--- Request ---
Keep every line where the word "React" appears; drop the rest.

--- Data provided ---
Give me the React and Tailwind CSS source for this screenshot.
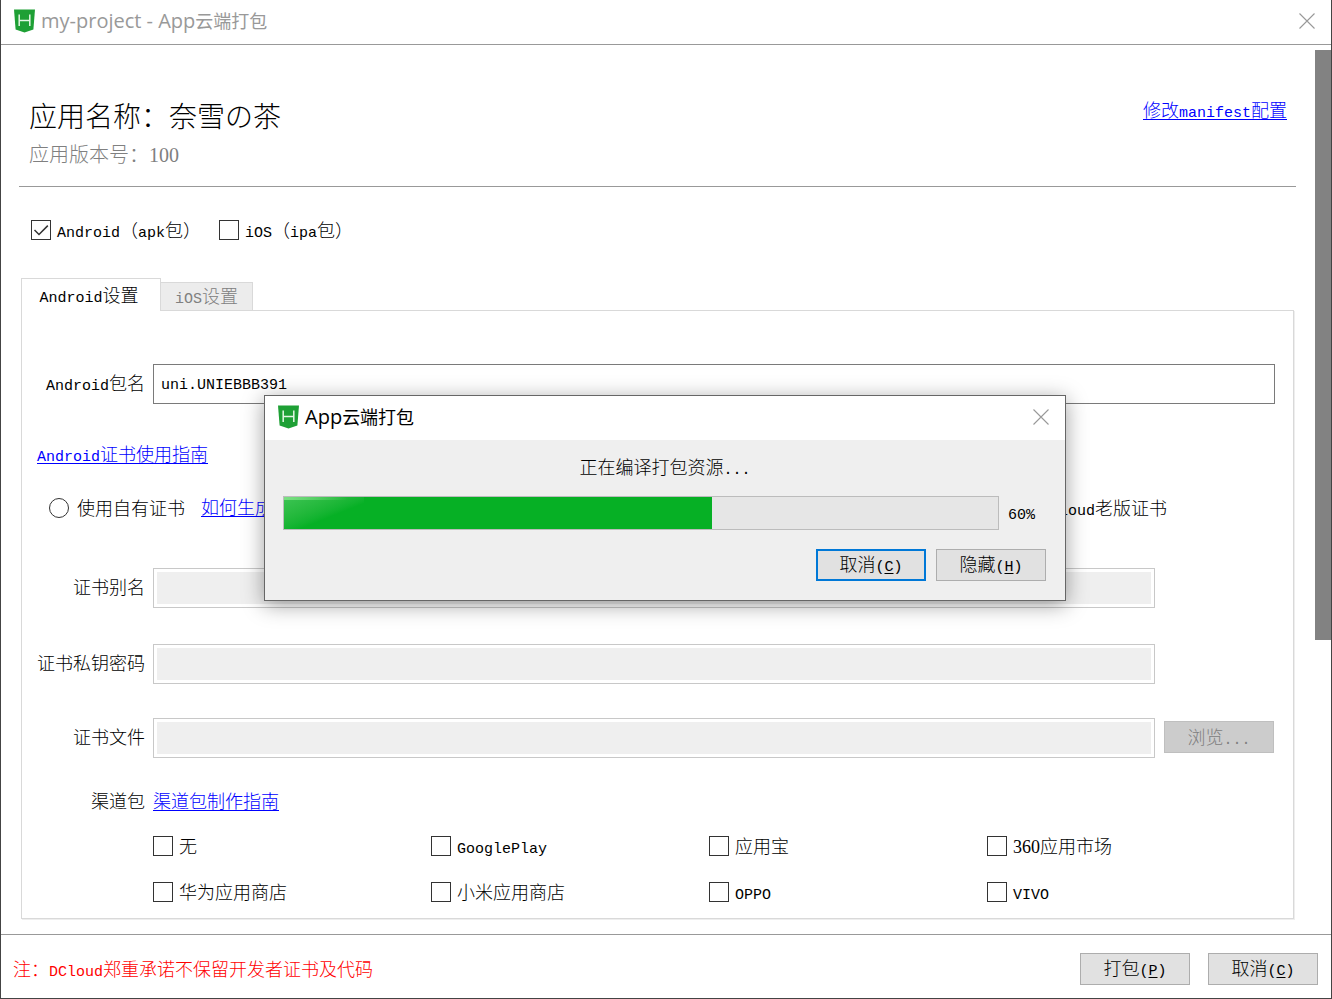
import React from "react";

const FONT = "font-['Noto_Sans_CJK_SC',sans-serif] font-light";
const UI_FONT = "font-['Open_Sans','Noto_Sans_CJK_SC',sans-serif] font-normal";

/*
 * Latin runs are set in a monospace face that is half as wide as a CJK glyph;
 * plain numbers use a serif face whose digits have that same width.
 */
function T({ children }) {
  return children.split(/([\x20-\x7e]+)/).map((part, i) => {
    if (/^\d+$/.test(part)) {
      return <span key={i} className="font-['Liberation_Serif',serif] leading-none font-normal">{part}</span>;
    }
    if (/^[\x20-\x7e]+$/.test(part)) {
      return <span key={i} className="font-['Liberation_Mono',monospace] text-[15px] leading-none font-normal">{part}</span>;
    }
    return part;
  });
}

function Logo() {
  return (
    <svg viewBox="0 0 21 24" className="h-6 w-[21px] shrink-0" aria-hidden="true">
      <path d="M0 0.5H21L19.4 20.6L10.5 23.6L1.6 20.6Z" fill="#1ea035" />
      <path d="M5.2 5.5V17M15.8 5.5V17M5.2 11.6H15.8" stroke="#e4f6e4" strokeWidth="1.5" fill="none" />
    </svg>
  );
}

function CloseButton() {
  return (
    <button type="button" aria-label="关闭" className="flex size-4 items-center justify-center">
      <svg viewBox="0 0 16 16" className="size-4" aria-hidden="true">
        <path d="M0.5 0.5L15.5 15.5M15.5 0.5L0.5 15.5" stroke="#999" strokeWidth="1.1" fill="none" />
      </svg>
    </button>
  );
}

function Check({ label, checked = false }) {
  return (
    <label className="flex h-5 items-center gap-1.5 whitespace-nowrap">
      <span className="relative block size-5">
        <input
          type="checkbox"
          defaultChecked={checked}
          className="peer block size-5 appearance-none border border-[#333] bg-white"
        />
        <svg viewBox="0 0 20 20" className="pointer-events-none absolute inset-0 hidden size-5 peer-checked:block" aria-hidden="true">
          <path d="M3.5 10L8 14.5L16.8 5.6" stroke="#333" strokeWidth="1.5" fill="none" />
        </svg>
      </span>
      <span className="pb-0.5"><T>{label}</T></span>
    </label>
  );
}

function Radio({ label }) {
  return (
    <label className="flex h-6 items-center gap-2 whitespace-nowrap">
      <input
        type="radio"
        name="cert"
        className="block size-5 appearance-none rounded-full border border-[#333] bg-white checked:border-[6px]"
      />
      <span className="pb-0.5"><T>{label}</T></span>
    </label>
  );
}

function Link({ children }) {
  return (
    <a href="#" className="whitespace-nowrap text-[#0000ff] underline decoration-1 underline-offset-2">
      <T>{children}</T>
    </a>
  );
}

function PushButton({ label, hotkey, primary = false }) {
  const edge = primary ? "border-2 border-[#0078d7]" : "border border-[#adadad]";
  return (
    <button type="button" className={`flex h-8 w-[110px] items-center justify-center bg-[#e1e1e1] pb-1 ${edge}`}>
      <span>
        {label}
        <span className="font-['Liberation_Mono',monospace] text-[15px] leading-none font-normal">
          (<span className="underline underline-offset-2">{hotkey}</span>)
        </span>
      </span>
    </button>
  );
}

function CertField({ id, label, className, children }) {
  return (
    <div className={`flex items-center gap-2 ${className}`}>
      <label htmlFor={id} className="w-[123px] shrink-0 pb-1 text-right">{label}</label>
      <input id={id} disabled className="h-10 min-w-0 flex-1 border border-[#c8c8c8] bg-[#efefef] shadow-[inset_0_0_0_3px_#fff]" />
      <div className="flex w-28 shrink-0 justify-end pr-px pb-0.5">{children}</div>
    </div>
  );
}

const CHANNELS = ["无", "GooglePlay", "应用宝", "360应用市场", "华为应用商店", "小米应用商店", "OPPO", "VIVO"];

function ProgressDialog({ percent }) {
  return (
    <div className="absolute inset-0 flex items-center justify-center pr-0.5 pb-0.5">
      <div
        role="dialog"
        aria-labelledby="progress-title"
        className="w-[802px] border border-[#666] bg-[#efefef] shadow-[0_4px_20px_rgba(0,0,0,0.38)]"
      >
        <div className="flex h-11 items-center gap-1.5 bg-white pr-4 pb-0.5 pl-[13px]">
          <Logo />
          <h2 id="progress-title" className={`flex-1 text-lg text-black ${UI_FONT}`}>
            <span className="text-xl leading-none">App</span>云端打包
          </h2>
          <CloseButton />
        </div>
        <p className="mt-3.5 text-center leading-6"><T>正在编译打包资源...</T></p>
        <div className="mt-[18px] flex items-center gap-[9px] pr-[27px] pl-[18px]">
          <div
            role="progressbar"
            aria-valuenow={percent}
            aria-valuemin={0}
            aria-valuemax={100}
            className="h-[34px] flex-1 border border-[#bcbcbc] bg-[#e6e6e6]"
          >
            <div className="h-full bg-[#06b025]" style={{ width: `${percent}%` }}>
              <div className="h-full w-20 bg-linear-to-br from-[#3cc453] via-[#14b431] to-[#06b025] to-60%">
                <div className="h-[3px] w-16 bg-linear-to-r from-[#7be083] to-transparent" />
              </div>
            </div>
          </div>
          <span className="w-[30px] pb-1"><T>{`${percent}%`}</T></span>
        </div>
        <div className="mt-[19px] mb-[19px] flex justify-end gap-2.5 pr-[19px]">
          <PushButton label="取消" hotkey="C" primary />
          <PushButton label="隐藏" hotkey="H" />
        </div>
      </div>
    </div>
  );
}

export default function App() {
  return (
    <div className={`relative flex min-h-screen flex-col border-x border-b border-[#444] bg-white text-lg leading-6 text-black ${FONT}`}>
      <header className="flex h-[45px] items-center gap-1.5 border-b border-[#999] pr-4 pb-0.5 pl-[13px]">
        <Logo />
        <h1 className={`flex-1 text-lg text-[#999] ${UI_FONT}`}>
          <span className="text-xl leading-none">my-project - App</span>云端打包
        </h1>
        <CloseButton />
      </header>

      <div className="flex flex-1">
        <main className="min-w-0 flex-1 pr-[19px] pb-[15px] pl-[18px]">
          <section className="flex items-start justify-between border-b border-[#999] pt-[51px] pr-[9px] pb-5 pl-2.5">
            <div>
              <h2 className="text-[28px] leading-[38px]">应用名称：奈雪の茶</h2>
              <p className="mt-2 text-xl leading-6 text-[#808080]"><T>应用版本号：100</T></p>
            </div>
            <div className="pt-px"><Link>修改manifest配置</Link></div>
          </section>

          <div className="mt-[33px] flex gap-[18px] pl-3">
            <Check label="Android（apk包）" checked />
            <Check label="iOS（ipa包）" />
          </div>

          <div className="mt-[38px] pr-0.5 pl-0.5">
            <div role="tablist" className="flex items-end">
              <button
                type="button"
                role="tab"
                aria-selected="true"
                className="relative z-10 -mb-px h-[33px] w-[140px] border border-b-0 border-[#d9d9d9] bg-white pr-1 pb-[3px]"
              >
                <T>Android设置</T>
              </button>
              <button
                type="button"
                role="tab"
                aria-selected="false"
                className="h-7 w-[92px] border border-b-0 border-l-0 border-[#d9d9d9] bg-[#ececec] pb-[3px] text-[#808080]"
              >
                <T>iOS设置</T>
              </button>
            </div>

            <div role="tabpanel" className="border border-[#d9d9d9] pt-[53px] pr-[18px] pb-4 shadow-[1px_1px_0_#eee]">
              <div className="flex items-center gap-2">
                <label htmlFor="pkg" className="w-[123px] shrink-0 pb-1 text-right"><T>Android包名</T></label>
                <input
                  id="pkg"
                  defaultValue="uni.UNIEBBB391"
                  className="h-10 min-w-0 flex-1 border border-[#7a7a7a] px-[7px] pt-[3px] font-['Liberation_Mono',monospace] text-[15px] font-normal"
                />
              </div>

              <div className="mt-[37px] h-6 pl-[15px]"><Link>Android证书使用指南</Link></div>

              <div className="mt-[31px] flex h-6 justify-between pr-[108px] pl-[27px]">
                <div className="flex gap-4 leading-5">
                  <Radio label="使用自有证书" />
                  <Link>如何生成证书</Link>
                </div>
                <Radio label="使用DCloud老版证书" />
              </div>

              <CertField id="alias" label="证书别名" className="mt-12" />
              <CertField id="key" label="证书私钥密码" className="mt-9" />
              <CertField id="file" label="证书文件" className="mt-[34px]">
                <button type="button" disabled className="h-8 w-[110px] border border-[#bfbfbf] bg-[#ccc] pb-0.5 text-[#808080]">
                  <T>浏览...</T>
                </button>
              </CertField>

              <div className="mt-[30px] flex gap-2">
                <span className="w-[123px] shrink-0 text-right">渠道包</span>
                <Link>渠道包制作指南</Link>
              </div>

              <div className="mt-6 grid grid-cols-4 gap-y-[26px] pr-2.5 pl-[131px]">
                {CHANNELS.map((name) => (
                  <Check key={name} label={name} />
                ))}
              </div>
            </div>
          </div>
        </main>

        <div className="w-4 pt-[5px]">
          <div className="h-[590px] bg-[#828282]" />
        </div>
      </div>

      <footer className="flex items-center justify-between border-t border-[#999] pt-[18px] pr-[13px] pb-[13px] pl-3">
        <p className="pb-0.5 text-[#ff0000]"><T>注：DCloud郑重承诺不保留开发者证书及代码</T></p>
        <div className="flex gap-[18px]">
          <PushButton label="打包" hotkey="P" />
          <PushButton label="取消" hotkey="C" />
        </div>
      </footer>

      <ProgressDialog percent={60} />
    </div>
  );
}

--- Worked answer ---
Give me the React and Tailwind CSS source for this screenshot.
import React from "react";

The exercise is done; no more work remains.